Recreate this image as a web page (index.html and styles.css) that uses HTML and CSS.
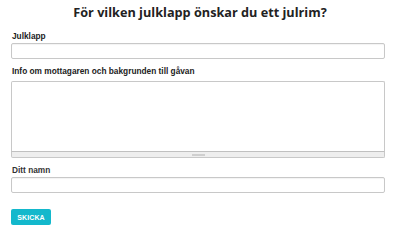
FILE: index.html
```html
<!DOCTYPE html>
<html lang="sv">
<head>
<meta charset="utf-8">
<link rel="stylesheet" href="styles.css">
</head>
<body>
<div class="page">
  <h1 class="title">För vilken julklapp önskar du ett julrim?</h1>
  <form class="form">
    <div class="field">
      <label class="label" for="gift">Julklapp</label>
      <input class="input" id="gift" type="text">
    </div>
    <div class="field field-area">
      <label class="label label-area" for="info">Info om mottagaren och bakgrunden till gåvan</label>
      <div class="textarea-wrap">
        <textarea class="textarea" id="info"></textarea>
        <div class="grippie"><span class="grip"></span></div>
      </div>
    </div>
    <div class="field field-last">
      <label class="label label-name" for="name">Ditt namn</label>
      <input class="input" id="name" type="text">
    </div>
    <button class="button" type="button">SKICKA</button>
  </form>
</div>
</body>
</html>
```

FILE: styles.css
```css
* { box-sizing: border-box; }
html, body { margin: 0; padding: 0; background: #fff; }
body { font-family: "Liberation Sans", Arial, sans-serif; color: #222; }
.page { padding: 3px 15px 0 11px; }
.title {
  margin: 0 0 10px;
  font-family: "Open Sans", "Liberation Sans", sans-serif;
  font-size: 12.7px;
  line-height: 18px;
  font-weight: 700;
  text-align: center;
  color: #222;
  padding-left: 4px;
}
.form { display: flex; flex-direction: column; }
.field { display: flex; flex-direction: column; margin-bottom: 7px; }
.field-area { margin-bottom: 7px; }
.field-last { margin-bottom: 0; }
.label {
  font-size: 8.3px;
  font-weight: 700;
  line-height: 10px;
  margin: 0 0 2px 1px;
  color: #222;
}
.label-area { margin-bottom: 5px; }
.label-name { color: #333; }
.input {
  display: block;
  width: 100%;
  height: 16px;
  margin: 0;
  border: 1px solid #c8c8c8;
  border-radius: 2px;
  background: #fff;
  box-shadow: inset 0 1px 1px rgba(0,0,0,0.05);
  padding: 0 4px;
  font-size: 10px;
}
.textarea-wrap { display: flex; flex-direction: column; }
.textarea {
  display: block;
  width: 100%;
  height: 71px;
  margin: 0;
  border: 1px solid #c8c8c8;
  border-bottom: 1px solid #c0c0c0;
  border-radius: 2px 2px 0 0;
  resize: none;
  background: #fff;
  font-size: 10px;
}
.grippie {
  height: 6px;
  background: #eee;
  border: 1px solid #c8c8c8;
  border-top: 0;
  border-radius: 0 0 2px 2px;
  display: flex;
  justify-content: center;
  align-items: center;
}
.grip { width: 13px; height: 2px; background: #cfcfcf; }
.button {
  align-self: flex-start;
  margin-top: 16px;
  width: 40px;
  height: 16px;
  padding: 0;
  border: 0;
  border-radius: 2px;
  background: #13b8cc;
  color: #fff;
  font-family: "Liberation Sans", Arial, sans-serif;
  font-size: 7px;
  font-weight: 700;
  letter-spacing: 0.1px;
}
```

= = = = =

Gather each line of the listing that holds the string "page".

* [Result]:
Recreate this image as a web page (index.html and styles.css) that uses HTML and CSS.
<div class="page">
.page { padding: 3px 15px 0 11px; }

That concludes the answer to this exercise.